— START Data extract —

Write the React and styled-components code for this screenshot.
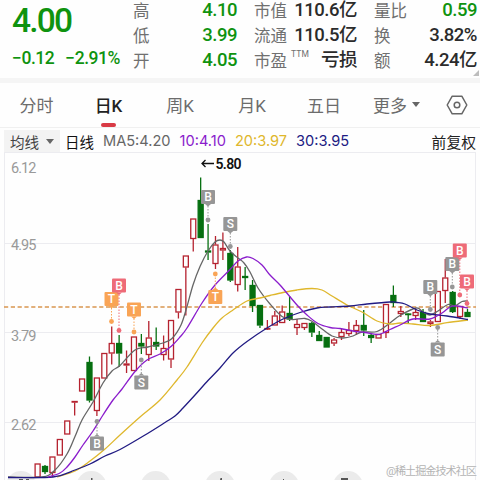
import styled, { createGlobalStyle } from "styled-components";

const GlobalStyle = createGlobalStyle`
  * {
    box-sizing: border-box;
  }
  body {
    margin: 0;
    background: #fefefe;
    overflow: hidden;
  }
`;

const GREEN = "#0f930f";
const RED = "#b5222f";
const DARK_GREEN = "#066f10";
const GREY = "#969696";
const PINK = "#ee6b78";
const ORANGE = "#f9a455";

const Page = styled.div`
  width: 480px;
  height: 480px;
  overflow: hidden;
  display: flex;
  flex-direction: column;
  font-family: Roboto, "Noto Sans CJK SC", sans-serif;
  color: #2b2b2b;
`;

const Quote = styled.div`
  height: 83px;
  flex: none;
  display: flex;
  position: relative;
  border-bottom: 5px solid #f5f5f5;
`;

const Price = styled.div`
  width: 133px;
  padding-left: 12px;
  color: ${GREEN};
`;

const PriceNow = styled.div`
  font-size: 33.5px;
  font-weight: 500;
  line-height: 39px;
  letter-spacing: -1.8px;
  padding-top: 1px;
`;

const PriceChange = styled.div`
  display: flex;
  gap: 11px;
  font-size: 17.5px;
  font-weight: 500;
  line-height: 20px;
  letter-spacing: -0.45px;
  margin-top: 8px;
  white-space: nowrap;
`;

const Stats = styled.div`
  display: grid;
  grid-template-columns: 104px 103px 103px;
  grid-auto-rows: 25px;
  column-gap: 17px;
  margin-top: -2px;
`;

const Stat = styled.div`
  display: flex;
  align-items: center;
  justify-content: space-between;
  white-space: nowrap;
`;

const StatLabel = styled.span`
  display: flex;
  font-size: 16.5px;
  line-height: 25px;
  padding-top: 1px;
  color: #707070;
`;

const Ttm = styled.span`
  font-size: 8.5px;
  line-height: 10px;
  letter-spacing: 0.2px;
  margin-left: 4px;
`;

const StatValue = styled.span`
  font-size: 18.5px;
  font-weight: 500;
  line-height: 25px;
  letter-spacing: -0.5px;
  color: ${(props) => (props.$down ? GREEN : "#2b2b2b")};
`;

const Corner = styled.div`
  position: absolute;
  right: 1px;
  bottom: 2px;
  border-left: 6px solid transparent;
  border-bottom: 6px solid #bdbdbd;
`;

const Tabs = styled.div`
  height: 45px;
  flex: none;
  display: grid;
  grid-template-columns: 73px 71px 72px 72px 72px 73px 47px;
  border-bottom: 1px solid #f0f0f0;
`;

const Tab = styled.div`
  display: flex;
  flex-direction: column;
  align-items: center;
  justify-content: space-between;
  font-size: 17px;
  padding-top: 3px;
  font-weight: ${(props) => (props.$active ? 500 : 400)};
  color: ${(props) => (props.$active ? "#222" : "#6c6c6c")};
`;

const TabText = styled.span`
  display: flex;
  align-items: center;
  gap: 5px;
  height: 37px;
`;

const Underline = styled.div`
  width: 15px;
  height: 4px;
  border-radius: 2px;
  background: #d93a45;
`;

const Caret = styled.i`
  border: 4px solid transparent;
  border-top: 5px solid #666;
  border-bottom: 0;
`;

const Legend = styled.div`
  height: 24px;
  flex: none;
  display: flex;
  align-items: center;
  padding: 2px 4px 0;
  font-family: Inter, "Noto Sans CJK SC", sans-serif;
  font-size: 14.6px;
  white-space: nowrap;
`;

const Picker = styled.div`
  width: 56px;
  height: 22px;
  padding: 0 6px;
  display: flex;
  align-items: center;
  justify-content: space-between;
  background: #f3f3f3;
  color: #444;
`;

const Period = styled.span`
  margin-left: 5px;
  color: #111;
  font-size: 14.5px;
`;

const Average = styled.span`
  margin-left: 9px;
  color: ${(props) => props.color};
`;

const Adjust = styled.span`
  margin-left: auto;
  color: #222;
  font-size: 14.8px;
`;

const Chart = styled.svg`
  display: block;
  flex: none;
  font-family: Roboto, "Noto Sans CJK SC", sans-serif;
`;

const stats = [
  { label: "高", value: "4.10", down: true },
  { label: "市值", value: "110.6亿" },
  { label: "量比", value: "0.59", down: true },
  { label: "低", value: "3.99", down: true },
  { label: "流通", value: "110.5亿" },
  { label: "换", value: "3.82%" },
  { label: "开", value: "4.05", down: true },
  { label: "市盈", value: "亏损", ttm: true },
  { label: "额", value: "4.24亿" },
];

const tabs = ["分时", "日K", "周K", "月K", "五日"];

// [up, high, body top, body bottom, low]
const candles = [
  [1, 463.5, 463.5, 477.5, 478],
  [0, 465, 466, 472, 474],
  [1, 456.5, 456.5, 473, 477],
  [1, 439, 439, 455.5, 455.5],
  [1, 420.5, 420.5, 434.5, 434.5],
  [1, 401, 401, 402.5, 415.5],
  [1, 378.5, 378.5, 391.5, 391.5],
  [0, 356.5, 362, 400.5, 402.5],
  [1, 377.5, 377.5, 411, 416],
  [1, 353, 353, 378.5, 378.5],
  [1, 326.5, 343, 353.5, 364.5],
  [0, 335, 343, 353.5, 367],
  [1, 350.5, 363.5, 365.5, 373],
  [1, 336.5, 336.5, 371, 371],
  [0, 334, 343, 346.5, 354],
  [1, 321, 337.5, 355, 361],
  [0, 327.5, 342, 346.5, 350],
  [1, 335.5, 348, 355, 360.5],
  [1, 320, 320, 359.5, 368],
  [1, 289, 289, 312.5, 318.5],
  [1, 255.5, 255.5, 267.5, 315.5],
  [1, 218.5, 218.5, 239, 251.5],
  [0, 177.5, 200, 238, 238],
  [0, 224, 250.5, 252.5, 260],
  [1, 236, 244.5, 264, 269],
  [1, 232.5, 248, 250.5, 260],
  [0, 250, 253, 280.5, 282],
  [1, 247, 266.5, 285, 291.5],
  [0, 267, 276, 278, 290],
  [0, 280, 285, 306, 312],
  [0, 305, 305, 325.5, 328],
  [1, 320, 328, 329, 330],
  [1, 311, 315.5, 325.5, 325.5],
  [1, 305.5, 311.5, 323, 323],
  [0, 296, 313, 319.5, 321],
  [1, 319, 324, 328, 335],
  [1, 323, 323, 328, 330],
  [0, 322, 323, 332.5, 337],
  [0, 331, 335, 341, 341],
  [0, 337, 337, 347.5, 347.5],
  [1, 338, 339.5, 343.5, 346],
  [1, 328.5, 332, 337, 340],
  [1, 322, 330, 334, 336],
  [1, 320, 325, 331, 335],
  [0, 310, 325, 330.5, 336],
  [0, 334, 335, 338, 343],
  [1, 334, 334, 338.5, 338.5],
  [1, 304, 304, 333, 338],
  [0, 285.5, 295, 303, 307],
  [1, 306, 311, 314, 317],
  [0, 313, 313.5, 314.5, 323],
  [1, 308, 312, 316, 320],
  [0, 309, 312, 322, 322],
  [1, 320, 321.5, 324, 327],
  [1, 291, 291, 322, 322],
  [1, 259, 277.5, 291, 303],
  [0, 291, 292, 312, 313],
  [1, 306, 306, 317, 319],
  [0, 309, 312, 317, 317],
];

const averages = [
  {
    color: "#666",
    points: [[8, 477], [42, 477], [55, 470], [67, 454], [75, 436.5], [82, 420], [93, 402], [103, 383], [112, 371], [120, 365.5], [135, 350], [148, 347], [163, 343], [172, 338.5], [181, 325], [187, 306.5], [193, 285], [200, 266.5], [208, 251], [215, 242], [220, 240], [224, 242], [230, 251], [238, 258], [244, 263], [250, 272], [258, 288], [270, 304], [282, 316.5], [292, 319.5], [305, 318.5], [313, 322], [322, 329], [332, 336], [343, 338], [353, 336], [362, 332], [377, 331.5], [390, 323], [400, 315.5], [416, 308], [423, 312], [430, 315], [438, 311], [448, 304.5], [455, 306], [462, 301.5], [468, 301]],
  },
  {
    color: "#dfb72c",
    points: [[57, 477], [75, 471], [90, 461], [105, 449], [120, 435], [140, 417], [160, 400], [177, 380], [187, 367], [202, 343], [213, 328], [222, 318], [233, 310], [247, 301], [260, 298], [270, 295.5], [283, 292.5], [297, 290], [312, 288.5], [322, 290], [332, 296], [347, 305], [362, 312], [377, 321], [390, 324], [400, 323], [413, 324], [430, 325.5], [447, 322.7], [468, 320]],
  },
  {
    color: "#211b83",
    points: [[8, 477.5], [53, 477], [75, 470], [90, 464], [105, 456], [120, 449.5], [145, 435], [165, 422.5], [175, 416], [183, 408], [195, 395], [208, 380.5], [220, 368], [233, 353], [247, 341.5], [267, 328], [283, 319], [300, 312.5], [317, 308], [330, 307], [350, 306], [367, 304], [390, 302], [397, 302.5], [405, 304], [417, 310], [430, 314], [447, 316], [468, 319.5]],
  },
  {
    color: "#8a1ccc",
    points: [[48, 477], [60, 473], [67, 467], [75, 457], [83, 445], [93, 431], [103, 415], [113, 400], [122, 389], [135, 371.5], [147, 360], [160, 354], [171, 346.5], [180, 337], [187, 328], [202, 303], [215, 285], [230, 269.5], [238, 261], [246.5, 257], [253, 258.5], [262, 265], [270, 275], [280, 285], [297, 305], [307, 315], [318, 323.5], [330, 327.5], [340, 328.5], [353, 331], [365, 332.5], [377, 334.5], [383, 333], [390, 329.5], [400, 325], [413, 319], [430, 319], [442, 313], [450, 307], [457, 306], [468, 308]],
  },
];

const markers = [
  { text: "T", color: ORANGE, x: 111.5, y: 299, dot: 321.5 },
  { text: "B", color: PINK, x: 119, y: 285.5, dot: 330.5 },
  { text: "T", color: ORANGE, x: 134, y: 309.5, dot: 332 },
  { text: "S", color: GREY, x: 141.3, y: 382.5, dot: 360 },
  { text: "B", color: GREY, x: 97, y: 443.5, dot: 421.5 },
  { text: "B", color: GREY, x: 208, y: 197, dot: 220 },
  { text: "S", color: GREY, x: 230.3, y: 224, dot: 246.5 },
  { text: "T", color: ORANGE, x: 215.3, y: 297, dot: 274 },
  { text: "B", color: GREY, x: 430.3, y: 287, dot: 309.5 },
  { text: "B", color: GREY, x: 452.3, y: 264, dot: 287 },
  { text: "B", color: PINK, x: 459.8, y: 250.5, dot: 295 },
  { text: "B", color: PINK, x: 467, y: 281.5, dot: 303.5 },
  { text: "S", color: GREY, x: 437.7, y: 349.5, dot: 327.5 },
];

const axis = [
  ["6.12", 173],
  ["4.95", 250],
  ["3.79", 340.5],
  ["2.62", 429.5],
];

const smooth = (p) => {
  let d = `M${p[0][0]} ${p[0][1]}`;
  for (let i = 0; i < p.length - 1; i++) {
    const a = p[i - 1] || p[i];
    const b = p[i];
    const c = p[i + 1];
    const e = p[i + 2] || c;
    d += `C${b[0] + (c[0] - a[0]) / 6} ${b[1] + (c[1] - a[1]) / 6} ${
      c[0] - (e[0] - b[0]) / 6
    } ${c[1] - (e[1] - b[1]) / 6} ${c[0]} ${c[1]}`;
  }
  return d;
};

const Candle = ({ x, data }) => {
  const [up, high, top, bottom, low] = data;
  const color = up ? RED : DARK_GREEN;
  return (
    <g stroke={color} strokeWidth="1.3">
      {high < top && <path d={`M${x} ${high}V${top}`} />}
      {low > bottom && <path d={`M${x} ${bottom}V${low}`} />}
      <rect
        x={x - 2.5}
        y={top + 0.5}
        width="5"
        height={Math.max(bottom - top - 1, 0.6)}
        fill={up ? "#fefefe" : color}
      />
    </g>
  );
};

const Marker = ({ text, color, x, y, dot }) => {
  const dir = dot > y ? 1 : -1;
  const edge = y + dir * 7;
  return (
    <g fill={color}>
      <path
        d={`M${x} ${edge + dir * 2}V${dot}`}
        stroke={color}
        strokeWidth="1"
        strokeDasharray="1.5 1.5"
      />
      <circle cx={x} cy={dot} r="2.4" />
      <rect x={x - 7} y={y - 7} width="14" height="14" rx="1" />
      <path d={`M${x - 3} ${edge}L${x} ${edge + dir * 2.5}L${x + 3} ${edge}Z`} />
      <text
        x={x}
        y={y + 4.2}
        fill="#fff"
        fontSize="12"
        fontWeight="500"
        textAnchor="middle"
      >
        {text}
      </text>
    </g>
  );
};

const KLine = () => (
  <Chart width="480" height="328" viewBox="0 152 480 328">
    <g stroke="#ececf0" strokeWidth="1">
      <path d="M4 152.5H476M4 243.5H476M4 332.5H476M4 422.5H476" />
      <path d="M4.5 152V480M475.5 152V480" />
    </g>
    {[21, 91.5, 155.7, 220, 284, 348].map((x) => (
      <circle key={x} cx={x} cy="486" r="15" fill="#ebebeb" />
    ))}
    <g fill="#555">
      <path d="M19 479h4v1h-4zM26 479h3v1h-3zM91 478h1.5v2h-1.5zM220.5 478l1.5 0v2h-2zM283 479h1v1h-1z" />
      <path d="M341 478h7v2h-7z" />
    </g>
    {axis.map(([label, y]) => (
      <text key={label} x="11" y={y} fontSize="14.5" fill="#999" textLength="25.5">
        {label}
      </text>
    ))}
    <path
      d="M4 307H476"
      stroke="#d99650"
      strokeWidth="1.4"
      strokeDasharray="4.2 2.6"
    />
    {candles.map((data, i) => (
      <Candle key={i} x={37.6 + i * 7.412} data={data} />
    ))}
    {averages.map(({ color, points }) => (
      <path
        key={color}
        d={smooth(points)}
        fill="none"
        stroke={color}
        strokeWidth="1.3"
      />
    ))}
    {markers.map((marker, i) => (
      <Marker key={i} {...marker} />
    ))}
    <path
      d="M214 163.5H202M205.5 160L202 163.5L205.5 167"
      fill="none"
      stroke="#111"
      strokeWidth="1.3"
    />
    <text x="215.5" y="168.5" fontSize="14" fontWeight="600" fill="#111" textLength="26">
      5.80
    </text>
    <text x="386" y="475" fontSize="11.2" fill="#b4b4b4" textLength="91">
      @稀土掘金技术社区
    </text>
  </Chart>
);

export default function App() {
  return (
    <Page>
      <GlobalStyle />
      <Quote>
        <Price>
          <PriceNow>4.00</PriceNow>
          <PriceChange>
            <span>−0.12</span>
            <span>−2.91%</span>
          </PriceChange>
        </Price>
        <Stats>
          {stats.map(({ label, value, down, ttm }) => (
            <Stat key={label}>
              <StatLabel>
                {label}
                {ttm && <Ttm>TTM</Ttm>}
              </StatLabel>
              <StatValue $down={down}>{value}</StatValue>
            </Stat>
          ))}
        </Stats>
        <Corner />
      </Quote>
      <Tabs>
        {tabs.map((tab) => (
          <Tab key={tab} $active={tab === "日K"}>
            <TabText>{tab}</TabText>
            {tab === "日K" && <Underline />}
          </Tab>
        ))}
        <Tab>
          <TabText>
            更多 <Caret />
          </TabText>
        </Tab>
        <Tab>
          <TabText>
            <svg width="22" height="20" viewBox="0 0 22 20" fill="none" stroke="#666" strokeWidth="1.5">
              <path d="M6.2 1.2H15.8L20.8 10L15.8 18.8H6.2L1.2 10Z" strokeLinejoin="round" />
              <circle cx="11" cy="10" r="2.8" />
            </svg>
          </TabText>
        </Tab>
      </Tabs>
      <Legend>
        <Picker>
          均线 <Caret />
        </Picker>
        <Period>日线</Period>
        <Average color="#666">MA5:4.20</Average>
        <Average color="#8a1ccc">10:4.10</Average>
        <Average color="#dfb72c">20:3.97</Average>
        <Average color="#211b83">30:3.95</Average>
        <Adjust>前复权</Adjust>
      </Legend>
      <KLine />
    </Page>
  );
}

— END Data extract —

* **Exercise goal**:
Which lines hold the string "components"? Copy all of them from the data above.

* **The reply**:
Write the React and styled-components code for this screenshot.
import styled, { createGlobalStyle } from "styled-components";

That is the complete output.